24 de setembro de 2025
Politica

O que a votação da PEC da Blindagem vai demonstrar sobre o caráter da cada senador

Em 19 de julho de 1999, o motorista de um Chrysler Stratus foi parado na Marginal do Pinheiros por dois investigadores da Delegacia de Roubos a Bancos. O homem, procurado pelo roubo milionário da Transpev, não reagiu. Seu nome era Marco Willians Camacho, o Marcola. O delegado que o prendeu era um jovem policial. Seu nome? Ruy Ferraz Fontes. Marcola nunca mais saiu da cadeia. Na segunda-feira retrasada, o PCC fechou essa conta. Ruy está morto.

O senador Alessandro Vieira, relator da PEC da Blindagem: ela já avisou que o texto não passa
O senador Alessandro Vieira, relator da PEC da Blindagem: ela já avisou que o texto não passa

Nenhum dos 344 deputados que aprovaram a chamada PEC da Blindagem compareceu ao velório do doutor Ruy. Se lá fossem, poderiam perguntar a policiais e promotores o que pensam da medida. Como ficam, por exemplo, os responsáveis por colocar na cadeia o deputado TH Joias, que, de dentro da Assembleia Legislativa do Rio, ajudava traficantes de drogas e armas? A coluna ouviu alguns desses policiais. O incômodo era grande. Um integrante da Inteligência da Polícia Civil resumiu: “Cuspiram no caixão do doutor Ruy”. Podiam propor uma Lei Antimáfia; preferiram, no dia do enterro, salvar os THs. Em que mundo vivem os deputados? Em Nárnia? Não sabem que o crime organizado é a principal urgência neste país?

Ruy era o delegado-geral quando foi descoberto o gigantesco esquema de desvio de verbas da saúde por meio de organizações sociais que mantinham contratos para administrar hospitais em diversos Estados: a Operação Raio X. Os donos das OS e lobistas foram flagrados em conversas com deputados estaduais. Recebiam segurança de policiais e de bandidos do PCC. Tudo junto e misturado.

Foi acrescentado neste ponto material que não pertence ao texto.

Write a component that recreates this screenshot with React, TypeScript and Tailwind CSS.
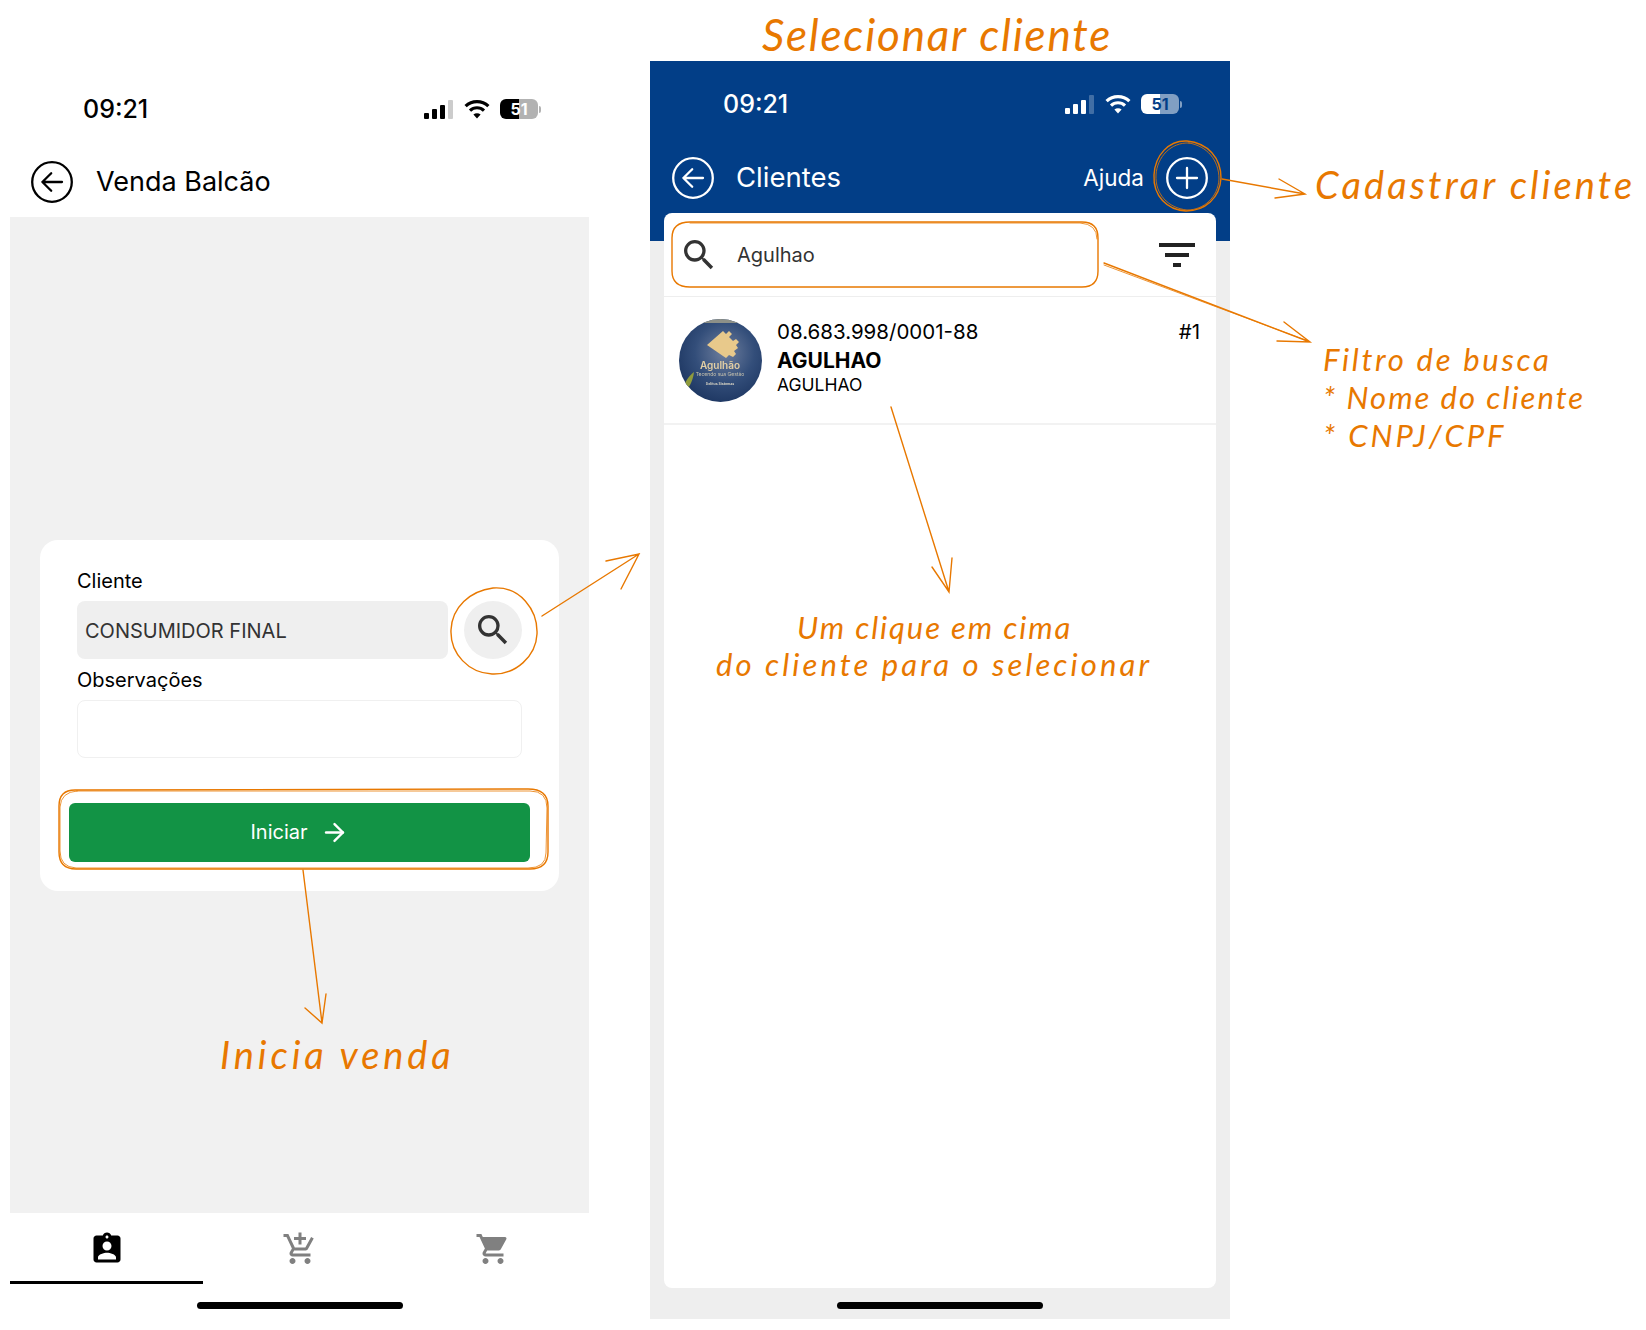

E assim permanece. A sombra ameaçadora da Operação Carbono Oculto começa a incomodar gabinetes em Brasília, que se dedicavam a defender os interesses de Roberto Augusto Leme da Silva, o Beto Louco, e seu sócio Mohamad Hussein Mourad, acusados de chefiar o esquema que movimentou bilhões na Faria Lima, obtidos com fraudes e sonegação de impostos em parceria com o PCC – aí incluído o núcleo do qual participava um homem apontado como o operador financeiro de Marcola. Quem se deitou com o dinheiro da facção que aguente.

Câmara aprovou PEC da Blindagem, que aumenta a proteção de deputados contra processos e prisões de deputados, na terça-feira, 26, dia do enterro do delegado Ruy
Câmara aprovou PEC da Blindagem, que aumenta a proteção de deputados contra processos e prisões de deputados, na terça-feira, 26, dia do enterro do delegado Ruy

A PEC está agora nas mãos de outro delegado, o senador Alessandro Vieira (MDB-SE). Ele já disse que ela não passa na Casa. Nem com modificações, o que seria devolvê-la à Câmara. Ou seja… Quem zela pela lei e pela ordem não pode contribuir para a desordem, a corrupção e a impunidade. Não é preciso lembrar aos senhores senadores: o que protege as prerrogativas do Congresso – bem como a incolumidade de seus membros em uma democracia – é, antes de tudo, o caráter de cada parlamentar. Esta deve ser a mais importante de todas as defesas.